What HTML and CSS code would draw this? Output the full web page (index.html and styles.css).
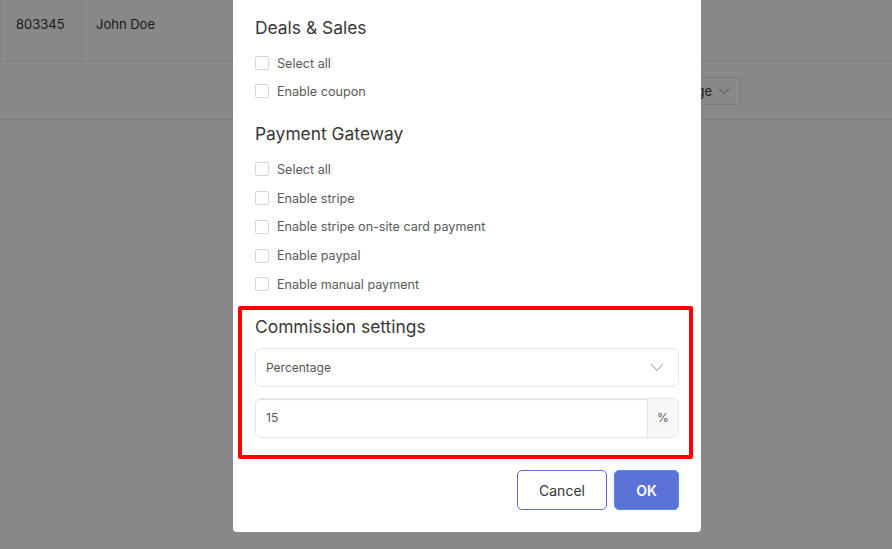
FILE: index.html
```html
<!DOCTYPE html>
<html>
<head>
<meta charset="utf-8">
<link rel="stylesheet" href="styles.css">
</head>
<body>
<div class="page">
  <div class="table">
    <div class="row">
      <div class="cell id">803345</div>
      <div class="cell name">John Doe</div>
    </div>
    <div class="pager">
      <div class="pager-select">Percentage
        <svg width="12" height="8" viewBox="0 0 12 8"><path d="M1 1.5 L6 6.5 L11 1.5" fill="none" stroke="#999" stroke-width="1"/></svg>
      </div>
    </div>
  </div>
</div>
<div class="overlay"></div>
<div class="modal">
  <div class="section">
    <h3 class="heading">Deals &amp; Sales</h3>
    <div class="checks">
      <label class="check"><span class="box"></span>Select all</label>
      <label class="check"><span class="box"></span>Enable coupon</label>
    </div>
  </div>
  <div class="section">
    <h3 class="heading">Payment Gateway</h3>
    <div class="checks gap2">
      <label class="check"><span class="box"></span>Select all</label>
      <label class="check"><span class="box"></span>Enable stripe</label>
      <label class="check"><span class="box"></span>Enable stripe on-site card payment</label>
      <label class="check"><span class="box"></span>Enable paypal</label>
      <label class="check"><span class="box"></span>Enable manual payment</label>
    </div>
  </div>
  <div class="section commission">
    <h3 class="heading">Commission settings</h3>
    <div class="select">
      <span>Percentage</span>
      <svg width="14" height="9" viewBox="0 0 14 9"><path d="M1 1 L7 7.5 L13 1" fill="none" stroke="#bdbdbd" stroke-width="1.2"/></svg>
    </div>
    <div class="input-group">
      <span class="input">15</span>
      <span class="addon">%</span>
    </div>
  </div>
  <div class="footer">
    <button class="btn cancel">Cancel</button>
    <button class="btn ok">OK</button>
  </div>
  <div class="highlight"></div>
</div>
</body>
</html>
```

FILE: styles.css
```css
* { box-sizing: border-box; }
html, body { margin: 0; padding: 0; }
body {
  width: 892px;
  height: 549px;
  overflow: hidden;
  position: relative;
  font-family: "Inter", "Noto Sans", sans-serif;
  background: #ffffff;
}
.page { width: 892px; height: 549px; background: #fff; }
.table { width: 892px; }
.row {
  display: flex;
  height: 62px;
  border-bottom: 1px solid #ececec;
  border-left: 1px solid #ececec;
}
.cell {
  font-size: 13px;
  color: #333;
  padding: 16px 15px 0 15px;
}
.cell.id { width: 81px; border-right: 1px solid #ececec; }
.cell.name { padding-left: 14px; }
.pager {
  height: 58px;
  border-bottom: 1px solid #ececec;
  display: flex;
  justify-content: flex-end;
  align-items: center;
  padding-right: 151px;
}
.pager-select {
  width: 110px;
  height: 28px;
  border: 1px solid #e3e3e3;
  border-radius: 3px;
  font-size: 13px;
  color: #444;
  display: flex;
  align-items: center;
  justify-content: flex-end;
  gap: 6px;
  padding-right: 10px;
}
.overlay {
  position: absolute;
  inset: 0;
  background: rgba(0, 0, 0, 0.467);
}
.modal {
  position: absolute;
  left: 233px;
  top: 0;
  width: 468px;
  height: 532px;
  background: #fff;
  border-radius: 0 0 4px 4px;
  padding: 16px 22px 22px 22px;
  display: flex;
  flex-direction: column;
}
.section { display: flex; flex-direction: column; }
.section + .section { margin-top: 17px; }
.section.commission { margin-top: 16px; }
.heading {
  margin: 0;
  font-size: 17.4px;
  font-weight: 400;
  line-height: 24px;
  color: #383838;
}
.checks { display: flex; flex-direction: column; margin-top: 9px; }
.checks.gap2 { margin-top: 9px; }
.check {
  display: flex;
  align-items: center;
  height: 28px;
  font-size: 12.6px;
  color: #5a5a5a;
}
.checks.gap2 .check { height: 28.75px; }
.box {
  width: 14px;
  height: 14px;
  border: 1px solid #d6d6d6;
  border-radius: 2px;
  margin-right: 8px;
  background: #fff;
}
.commission .select { margin-top: 9px; }
.select {
  height: 39px;
  border: 1px solid #e6e6e6;
  border-radius: 6px;
  display: flex;
  align-items: center;
  justify-content: space-between;
  padding: 0 14px 0 10px;
  font-size: 12px;
  color: #555;
}
.input-group {
  margin-top: 11px;
  height: 40px;
  border: 1px solid #e6e6e6;
  border-radius: 6px;
  display: flex;
  overflow: hidden;
}
.input {
  flex: 1;
  display: flex;
  align-items: center;
  padding-left: 10px;
  font-size: 12px;
  color: #555;
  box-shadow: inset 0 2px 1px -1px #e2e2e2;
}
.addon {
  width: 31px;
  border-left: 1px solid #e6e6e6;
  background: #f7f7f7;
  display: flex;
  align-items: center;
  justify-content: center;
  font-size: 12px;
  color: #555;
}
.footer {
  margin-top: auto;
  display: flex;
  justify-content: flex-end;
  gap: 7px;
}
.btn {
  height: 40px;
  border-radius: 5px;
  font-family: inherit;
  font-size: 14px;
  cursor: pointer;
}
.cancel {
  width: 90px;
  background: #fff;
  border: 1px solid #5b6fd6;
  color: #333;
}
.ok {
  width: 65px;
  background: #5a72d6;
  border: 1px solid #4d8bf0;
  color: #fff;
  font-weight: 600;
}
.highlight {
  position: absolute;
  left: 5px;
  top: 306px;
  width: 455px;
  height: 153px;
  border: 4px solid #ff0000;
  border-radius: 2px;
  pointer-events: none;
}
```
- - -
> **What is expected**
Reproduce every line precisely as given, omitting all pictures.

> **Written solution**
What HTML and CSS code would draw this? Output the full web page (index.html and styles.css).
FILE: index.html
```html
<!DOCTYPE html>
<html>
<head>
<meta charset="utf-8">
<link rel="stylesheet" href="styles.css">
</head>
<body>
<div class="page">
  <div class="table">
    <div class="row">
      <div class="cell id">803345</div>
      <div class="cell name">John Doe</div>
    </div>
    <div class="pager">
      <div class="pager-select">Percentage
        <svg width="12" height="8" viewBox="0 0 12 8"><path d="M1 1.5 L6 6.5 L11 1.5" fill="none" stroke="#999" stroke-width="1"/></svg>
      </div>
    </div>
  </div>
</div>
<div class="overlay"></div>
<div class="modal">
  <div class="section">
    <h3 class="heading">Deals &amp; Sales</h3>
    <div class="checks">
      <label class="check"><span class="box"></span>Select all</label>
      <label class="check"><span class="box"></span>Enable coupon</label>
    </div>
  </div>
  <div class="section">
    <h3 class="heading">Payment Gateway</h3>
    <div class="checks gap2">
      <label class="check"><span class="box"></span>Select all</label>
      <label class="check"><span class="box"></span>Enable stripe</label>
      <label class="check"><span class="box"></span>Enable stripe on-site card payment</label>
      <label class="check"><span class="box"></span>Enable paypal</label>
      <label class="check"><span class="box"></span>Enable manual payment</label>
    </div>
  </div>
  <div class="section commission">
    <h3 class="heading">Commission settings</h3>
    <div class="select">
      <span>Percentage</span>
      <svg width="14" height="9" viewBox="0 0 14 9"><path d="M1 1 L7 7.5 L13 1" fill="none" stroke="#bdbdbd" stroke-width="1.2"/></svg>
    </div>
    <div class="input-group">
      <span class="input">15</span>
      <span class="addon">%</span>
    </div>
  </div>
  <div class="footer">
    <button class="btn cancel">Cancel</button>
    <button class="btn ok">OK</button>
  </div>
  <div class="highlight"></div>
</div>
</body>
</html>
```

FILE: styles.css
```css
* { box-sizing: border-box; }
html, body { margin: 0; padding: 0; }
body {
  width: 892px;
  height: 549px;
  overflow: hidden;
  position: relative;
  font-family: "Inter", "Noto Sans", sans-serif;
  background: #ffffff;
}
.page { width: 892px; height: 549px; background: #fff; }
.table { width: 892px; }
.row {
  display: flex;
  height: 62px;
  border-bottom: 1px solid #ececec;
  border-left: 1px solid #ececec;
}
.cell {
  font-size: 13px;
  color: #333;
  padding: 16px 15px 0 15px;
}
.cell.id { width: 81px; border-right: 1px solid #ececec; }
.cell.name { padding-left: 14px; }
.pager {
  height: 58px;
  border-bottom: 1px solid #ececec;
  display: flex;
  justify-content: flex-end;
  align-items: center;
  padding-right: 151px;
}
.pager-select {
  width: 110px;
  height: 28px;
  border: 1px solid #e3e3e3;
  border-radius: 3px;
  font-size: 13px;
  color: #444;
  display: flex;
  align-items: center;
  justify-content: flex-end;
  gap: 6px;
  padding-right: 10px;
}
.overlay {
  position: absolute;
  inset: 0;
  background: rgba(0, 0, 0, 0.467);
}
.modal {
  position: absolute;
  left: 233px;
  top: 0;
  width: 468px;
  height: 532px;
  background: #fff;
  border-radius: 0 0 4px 4px;
  padding: 16px 22px 22px 22px;
  display: flex;
  flex-direction: column;
}
.section { display: flex; flex-direction: column; }
.section + .section { margin-top: 17px; }
.section.commission { margin-top: 16px; }
.heading {
  margin: 0;
  font-size: 17.4px;
  font-weight: 400;
  line-height: 24px;
  color: #383838;
}
.checks { display: flex; flex-direction: column; margin-top: 9px; }
.checks.gap2 { margin-top: 9px; }
.check {
  display: flex;
  align-items: center;
  height: 28px;
  font-size: 12.6px;
  color: #5a5a5a;
}
.checks.gap2 .check { height: 28.75px; }
.box {
  width: 14px;
  height: 14px;
  border: 1px solid #d6d6d6;
  border-radius: 2px;
  margin-right: 8px;
  background: #fff;
}
.commission .select { margin-top: 9px; }
.select {
  height: 39px;
  border: 1px solid #e6e6e6;
  border-radius: 6px;
  display: flex;
  align-items: center;
  justify-content: space-between;
  padding: 0 14px 0 10px;
  font-size: 12px;
  color: #555;
}
.input-group {
  margin-top: 11px;
  height: 40px;
  border: 1px solid #e6e6e6;
  border-radius: 6px;
  display: flex;
  overflow: hidden;
}
.input {
  flex: 1;
  display: flex;
  align-items: center;
  padding-left: 10px;
  font-size: 12px;
  color: #555;
  box-shadow: inset 0 2px 1px -1px #e2e2e2;
}
.addon {
  width: 31px;
  border-left: 1px solid #e6e6e6;
  background: #f7f7f7;
  display: flex;
  align-items: center;
  justify-content: center;
  font-size: 12px;
  color: #555;
}
.footer {
  margin-top: auto;
  display: flex;
  justify-content: flex-end;
  gap: 7px;
}
.btn {
  height: 40px;
  border-radius: 5px;
  font-family: inherit;
  font-size: 14px;
  cursor: pointer;
}
.cancel {
  width: 90px;
  background: #fff;
  border: 1px solid #5b6fd6;
  color: #333;
}
.ok {
  width: 65px;
  background: #5a72d6;
  border: 1px solid #4d8bf0;
  color: #fff;
  font-weight: 600;
}
.highlight {
  position: absolute;
  left: 5px;
  top: 306px;
  width: 455px;
  height: 153px;
  border: 4px solid #ff0000;
  border-radius: 2px;
  pointer-events: none;
}
```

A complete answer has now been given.